September and October
These are usually the most stable months for applicants who want lower operational friction. If you are planning winter Europe travel, this is an excellent window to prepare high-confidence files. You often get better control over appointment choice and document refresh timing.
November and December
Demand rises again because of holiday travel and year-end closures. Working-day calculations become critical here, as multiple public holidays can reduce effective processing time. If your trip is in late December, filing in November without buffer is risky. Plan earlier whenever possible.
How to Choose Your Filing Month by Traveler Type
First-time traveler
Choose a lower-pressure month where you can manage documentation calmly. For first-time cases, credibility comes from internal consistency: same dates, same story, same financial narrative across all documents.
Freelancer or self-employed applicant
Because income can appear irregular, avoid peak periods if possible. File when you can produce a stronger 6-month trace with invoices, tax returns, and business continuity proof. A calm filing window helps if consulate asks for additional checks.
Family applications
Family files are document-heavy and benefit from longer preparation. Pick months where appointment flexibility is better so every family member profile is properly documented. Avoid compressing multiple dependent documents into a last-minute file.
Applicants with previous refusal
Do not optimize only for speed. Optimize for correction quality. Pick a month that allows enough preparation time to fix earlier refusal points in finance, itinerary, or ties-to-home evidence.
Timing Mistakes That Create Avoidable Delays
- Applying in peak season with bank statements that were not reviewed for red flags.
- Booking appointment before finalizing country-of-main-destination logic.
- Using inconsistent travel dates across insurance, flight proof, and application form.
- Ignoring embassy/public holidays when estimating processing days.
- Assuming social media reports are valid for your country and profile.
- Applying very late and then changing itinerary repeatedly.
60-Day Backward Planner (Simple Workflow)
Day -60 to -45: decide destination logic, trip purpose, and tentative route. Collect income, bank, and employment/business evidence.
Day -45 to -30: complete itinerary and accommodation plan, arrange insurance, and draft cover letter. Verify all dates line-by-line.
Day -30 to -20: submit at appointment with fully cross-checked document set. Keep digital copies for follow-up.
Day -20 to -7: track status calmly. Avoid unnecessary changes unless officially requested.
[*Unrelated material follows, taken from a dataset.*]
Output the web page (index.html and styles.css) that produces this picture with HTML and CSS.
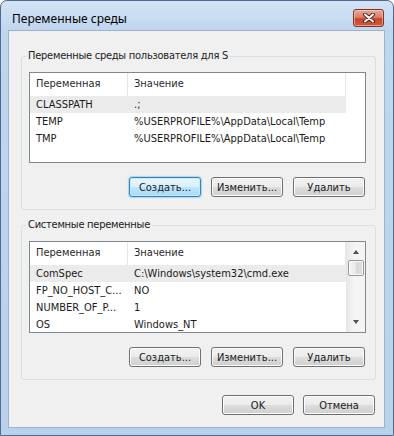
FILE: index.html
```html
<!DOCTYPE html>
<html lang="ru">
<head>
  <meta charset="UTF-8" />
  <title>Переменные среды</title>
  <link rel="stylesheet" href="styles.css">
</head>
<body>

  <div class="window">
    <div class="titlebar">
      <span class="title">Переменные среды</span>
      <button class="close" title="Закрыть">
        <svg width="14" height="10" viewBox="0 0 14 10">
          <path d="M3 1.5 L11 8.5 M11 1.5 L3 8.5" stroke="#5a2418" stroke-width="4" stroke-linecap="round" fill="none"/>
          <path d="M3 1.5 L11 8.5 M11 1.5 L3 8.5" stroke="#ffffff" stroke-width="2" stroke-linecap="round" fill="none"/>
        </svg>
      </button>
    </div>

    <div class="client">

      <fieldset class="group">
        <legend>Переменные среды пользователя для S</legend>
        <div class="list list-user">
          <div class="list-head">
            <span class="col-name">Переменная</span>
            <span class="col-value">Значение</span>
            <span class="col-rest"></span>
          </div>
          <div class="row selected"><span class="col-name">CLASSPATH</span><span class="col-value">.;</span></div>
          <div class="row"><span class="col-name">TEMP</span><span class="col-value">%USERPROFILE%\AppData\Local\Temp</span></div>
          <div class="row"><span class="col-name">TMP</span><span class="col-value">%USERPROFILE%\AppData\Local\Temp</span></div>
        </div>
        <div class="actions">
          <button class="btn btn-focus">Создать...</button>
          <button class="btn">Изменить...</button>
          <button class="btn">Удалить</button>
        </div>
      </fieldset>

      <fieldset class="group group-system">
        <legend>Системные переменные</legend>
        <div class="list list-system">
          <div class="list-body">
            <div class="list-head">
              <span class="col-name">Переменная</span>
              <span class="col-value">Значение</span>
            </div>
            <div class="row selected"><span class="col-name">ComSpec</span><span class="col-value">C:\Windows\system32\cmd.exe</span></div>
            <div class="row"><span class="col-name">FP_NO_HOST_C...</span><span class="col-value">NO</span></div>
            <div class="row"><span class="col-name">NUMBER_OF_P...</span><span class="col-value">1</span></div>
            <div class="row"><span class="col-name">OS</span><span class="col-value">Windows_NT</span></div>
          </div>
          <div class="scrollbar">
            <span class="arrow arrow-up"></span>
            <span class="thumb"></span>
            <span class="arrow arrow-down"></span>
          </div>
        </div>
        <div class="actions">
          <button class="btn">Создать...</button>
          <button class="btn">Изменить...</button>
          <button class="btn">Удалить</button>
        </div>
      </fieldset>

      <div class="dialog-actions">
        <button class="btn">OK</button>
        <button class="btn">Отмена</button>
      </div>

    </div>
  </div>

</body>
</html>
```

FILE: styles.css
```css
* {
  box-sizing: border-box;
}

body {
  margin: 0;
  background: #ffffff;
  font-family: "DejaVu Sans Condensed", "Liberation Sans", sans-serif;
  font-size: 11px;
  color: #1a1a1a;
}

.window {
  width: 394px;
  height: 436px;
  border: 1px solid #4f6a8c;
  border-radius: 7px 7px 0 0;
  background: linear-gradient(#d3e3f5 0, #bfd6ef 30px, #b9d1eb 100%);
  overflow: hidden;
}

.titlebar {
  height: 29px;
  display: flex;
  align-items: flex-start;
  justify-content: space-between;
  padding: 8px 9px 0 11px;
}

.title {
  font-family: "Noto Sans", "Liberation Sans", sans-serif;
  font-size: 12px;
  line-height: 22px;
  margin-top: -1px;
  color: #000;
}

.close {
  width: 31px;
  height: 18px;
  padding: 0;
  border: 1px solid #7e3426;
  border-radius: 3px;
  background: linear-gradient(#e9a99a 0%, #dc7f6a 45%, #c8462c 55%, #cf5a3c 100%);
  box-shadow: inset 0 0 0 1px rgba(255, 220, 210, 0.5);
  display: flex;
  align-items: center;
  justify-content: center;
}

.client {
  width: 377px;
  height: 398px;
  margin-left: 7px;
  border: 1px solid #9db3cc;
  background: #f0f0f0;
  padding-top: 18px;
}

.group {
  width: 355px;
  margin: 0 0 0 12px;
  padding: 9px 9px 12px 7px;
  border: 1px solid #d5dfe5;
  border-radius: 3px;
}

.group-system {
  margin-top: 8px;
}

.group legend {
  line-height: 14px;
  padding: 0 2px;
  margin-left: -3px;
  letter-spacing: -0.25px;
}

.list {
  height: 91px;
  border: 1px solid #828790;
  background: #fff;
  overflow: hidden;
}

.list-system {
  height: 92px;
  display: flex;
}

.list-body {
  width: 316px;
}

.list-head {
  display: flex;
  height: 23px;
  line-height: 22px;
  color: #2a2a2a;
}

.list-head span {
  border-right: 1px solid #e3e6ea;
}

.row {
  display: flex;
  width: 316px;
  height: 17px;
  line-height: 17px;
}

.row.selected {
  background: #ebebeb;
}

.col-name {
  width: 98px;
  padding-left: 6px;
  white-space: nowrap;
  overflow: hidden;
}

.col-value {
  width: 218px;
  padding-left: 6px;
  white-space: nowrap;
  overflow: hidden;
}

.col-rest {
  flex: 1;
}

.list-head .col-rest {
  border-right: none;
}

.scrollbar {
  width: 19px;
  border-left: 1px solid #e6e6e6;
  background: linear-gradient(90deg, #e9e9e9, #f4f4f4 40%, #f4f4f4);
  display: flex;
  flex-direction: column;
  align-items: center;
  padding: 0 1px;
}

.arrow {
  width: 0;
  height: 0;
  border-left: 3px solid transparent;
  border-right: 3px solid transparent;
}

.arrow-up {
  margin-top: 8px;
  border-bottom: 4px solid #505050;
}

.arrow-down {
  margin-top: auto;
  margin-bottom: 8px;
  border-top: 4px solid #505050;
}

.thumb {
  width: 16px;
  height: 16px;
  margin-top: 6px;
  border: 1px solid #979797;
  border-radius: 2px;
  background: linear-gradient(90deg, #f5f5f5, #e6e6e6 50%, #d9d9d9 50%, #dedede);
  box-shadow: inset 0 0 0 1px #fafafa;
}

.actions {
  display: flex;
  justify-content: flex-end;
  gap: 10px;
  margin-top: 14px;
  padding-right: 1px;
}

.btn {
  width: 72px;
  height: 20px;
  padding: 0;
  border: 1px solid #707070;
  border-radius: 3px;
  background: linear-gradient(#f2f2f2 0%, #ebebeb 50%, #dddddd 50%, #cfcfcf 100%);
  box-shadow: inset 0 0 0 1px #fcfcfc;
  font-family: inherit;
  font-size: 11px;
  color: #1a1a1a;
  line-height: 17px;
}

.btn-focus {
  border-color: #3c7fb1;
  background: linear-gradient(#eaf6fd 0%, #d9f0fc 50%, #bee6fd 50%, #a7d9f5 100%);
  box-shadow: inset 0 0 0 1px #c6e9fc, 0 0 1px 1px #a6d6f3;
}

.dialog-actions {
  display: flex;
  justify-content: flex-end;
  gap: 9px;
  margin-top: 15px;
  margin-right: 9px;
}
```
Day -7 onward: upon decision, finalize non-refundable travel purchases only when safe to do so.
Final Recommendation
The best month is the month where your file is complete, coherent, and submitted with realistic buffer. Operationally, February, September, and early October are often easier for many applicants, but document quality always decides outcomes. Treat timing as a risk-management tool, not an approval shortcut.
If you are unsure, start with your travel month, move backward 6 weeks, then choose the nearest lower-pressure window with enough preparation time. This approach consistently outperforms last-minute filing.
Example Planning Scenarios
Scenario A: Summer honeymoon in July. Best practical filing window is March to early April. Use April only if all documents are already prepared and internally consistent. Waiting until May increases both slot stress and processing uncertainty.
Scenario B: Family vacation in December. Ideal filing window is October. This avoids November-end compression and holiday working-day loss in December. Families should especially avoid late filing because profile documentation takes longer to coordinate.
Scenario C: First-time solo trip in April. Target February filing when queue pressure is usually lower. The extra preparation buffer improves confidence and reduces correction risk.
This planning discipline consistently saves stress.